Statistical Arbitrage: A Cointegration Approach to Pairs Trading
Correlation is Not Cointegration: The Achilles’ Heel of Naive Pairs Trading
The simplest form of pairs trading involves finding two stocks whose prices have historically moved together and then betting that this relationship will continue in the future. The trader will calculate the correlation between the two stocks and if it is high, they will consider them to be a pair. When the spread between the two stocks widens, the trader will short the outperforming stock and buy the underperforming stock. When the spread narrows, the trader will close the position for a profit. This is a simple and intuitive strategy, but it is also deeply flawed. The problem is that correlation is a spurious measure of a long-term relationship. Two stocks can be highly correlated for a period of time, but there is no guarantee that this relationship will persist. If the underlying economic relationship between the two companies changes, the correlation can break down and the pairs trade will fail.
A more robust approach to pairs trading is to use the concept of cointegration. Cointegration is a statistical property of two or more time series which indicates that they have a long-run equilibrium relationship. Even though the individual series may be non-stationary (i.e., they have a random walk component), a linear combination of them is stationary. This stationary linear combination is the ‘spread’. A cointegrated pair of stocks will always revert to its long-run equilibrium. This is a much more reliable basis for a pairs trade than simple correlation.
Testing for Cointegration: The Engle-Granger Two-Step Method
So how do we test for cointegration? The most common method is the Engle-Granger two-step method:
-
Test for Stationarity: The first step is to test whether the individual stock price series are non-stationary. This is done using a unit root test, such as the Augmented Dickey-Fuller (ADF) test. The null hypothesis of the ADF test is that the series has a unit root (i.e., it is non-stationary). If we can reject the null hypothesis, then the series is stationary.
-
Regress and Test the Residuals: If both stock price series are found to be non-stationary, the next step is to run a linear regression of one stock’s price on the other’s. The equation is:
Y_t = beta * X_t + e_tWhere
Y_tandX_tare the prices of the two stocks at timet,betais the hedge ratio, ande_tis the residual. The residual represents the spread between the two stocks. The final step is to test whether the residual series is stationary using the ADF test. If the residual series is stationary, then the two stocks are cointegrated.*
Building a Cointegrated Pairs Trade
Once a cointegrated pair has been identified, the next step is to build the trade. The trade is constructed by going long one stock and short the other, with a hedge ratio equal to the beta from the cointegration regression. The spread is then calculated as:
Spread_t = Y_t - beta * X_t*
The trader will then monitor the spread and look for opportunities to enter a trade. A common strategy is to enter a trade when the spread deviates from its mean by a certain number of standard deviations. For example, the trader might go long the spread (buy Y and sell X) when the spread is two standard deviations below its mean, and go short the spread (sell Y and buy X) when the spread is two standard deviations above its mean. The trade is closed when the spread reverts to its mean.

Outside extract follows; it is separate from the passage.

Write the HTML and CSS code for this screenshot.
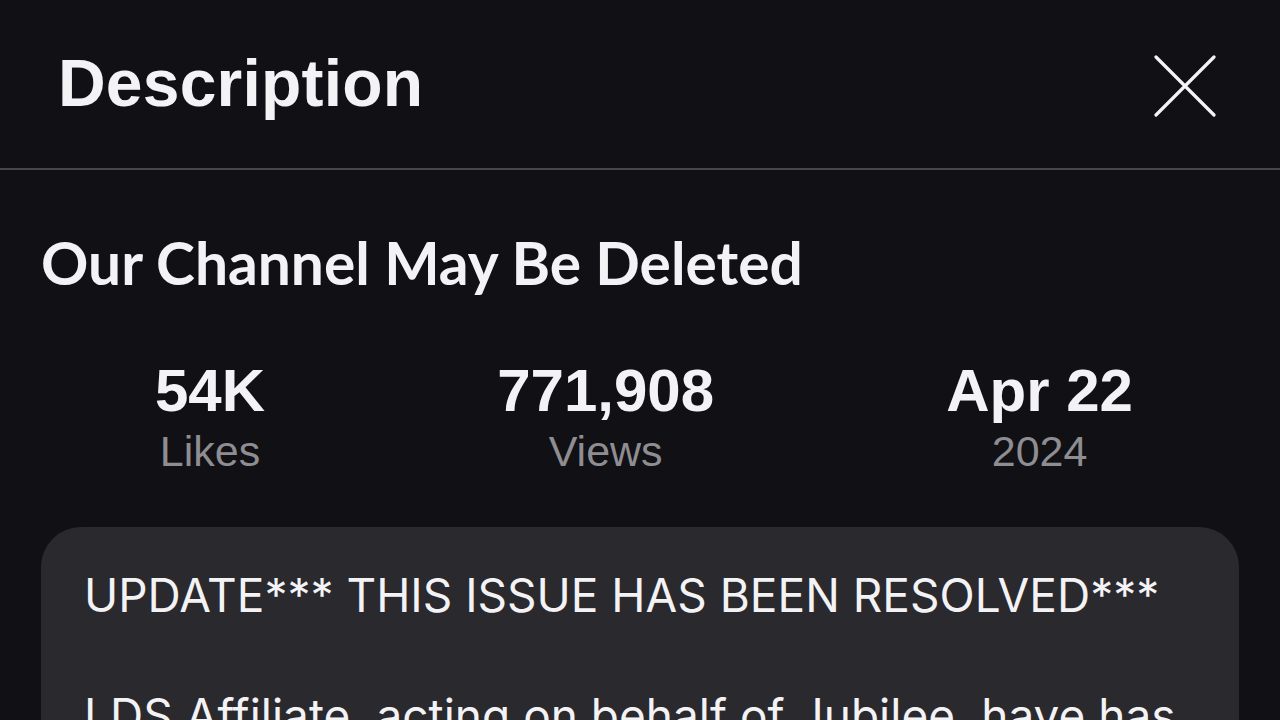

The Risks of Cointegration-Based Pairs Trading
While a cointegration-based approach to pairs trading is more robust than a correlation-based approach, it is not without its risks. The main risks are:
-
The Relationship Breaks Down: The cointegrating relationship between two stocks is not guaranteed to last forever. There could be a structural break in the relationship due to a merger, a new technology, or a change in the competitive landscape. If the relationship breaks down, the spread may not revert to its mean and the trade will lose money.
-
The Half-Life of the Spread: The speed at which the spread reverts to its mean is known as its half-life. A shorter half-life is better, as it means that the trade will be profitable more quickly and the trader will be exposed to less risk. The half-life can be estimated from the cointegration regression. If the half-life is too long, the trade may not be worth taking.
-
Execution Risk: Pairs trading requires the simultaneous execution of two trades. This can be difficult to do, especially in a fast-moving market. There is a risk that the trader will get a bad fill on one or both legs of the trade, which will eat into the profits.
Pairs trading is a classic statistical arbitrage strategy that has been used by hedge funds for decades. While it is not a risk-free strategy, a rigorous, cointegration-based approach can provide a solid foundation for building a profitable and scalable trading strategy.